図12は羽根の枚数nを50枚に設定した実施例の斜視図である。回転軸方向から見た平面図は
図11のようになり、半径=(s+h)の円をほぼ万遍なく埋め尽くす。
【0017】
偏角w以外のパラメーターを固定し、様々な偏角wの本発明実施例を比較した場合、特に偏角wが2π(3-√5)/2ラジアン≒137.5度、いわゆる「黄金角」をなす場合が最も回転効率が高くなる。しかし本発明は任意の偏角wに対応するものである。

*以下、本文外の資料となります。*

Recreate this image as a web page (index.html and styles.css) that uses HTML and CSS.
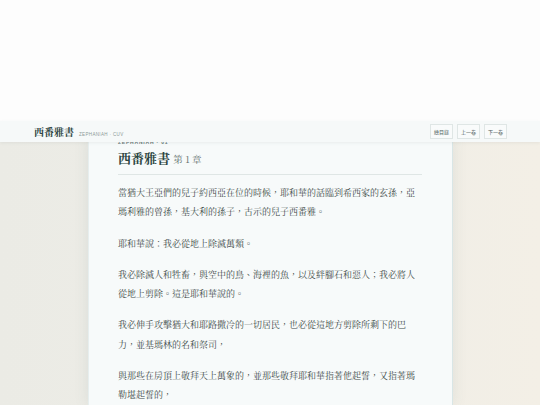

場合によっては、黄金角以外の角度を使うことによって、回転効率をあえて低く抑える必要も起こりうる。
【産業上の利用可能性】
【0018】
本発明は水力タービン、蒸気タービン、風力タービン、ガスタービン、送風ファン、ポンプ、スクリュー、プロペラなど、汎用的なタービンに利用できる。
【符号の説明】
【0019】
a 展開図における折線4A、4Bの長さ
b 羽根の傾きvのときの羽根の幅cの水平距離
c 羽根の幅
d 隣り合う羽根同士のピッチ間隔
h 羽根の長さ
w 隣り合う羽根同士のなす偏角
v 羽根の傾き角度
u 隣り合う羽根同士のなす面角
s h=0としたときの二等辺三角形の羽根において、回転軸の位置2から底辺中点までの距離
r h=0としたときの二等辺三角形の羽根において、回転軸の位置2から頂点までの距離
n 羽根の枚数
t 平面材の厚さ
1 羽根部分
2 展開図における回転軸の位置
3 切断線
4A 折線
4B 4Aが谷折りならば山折り折線。4Aが山折りならば谷折り折線。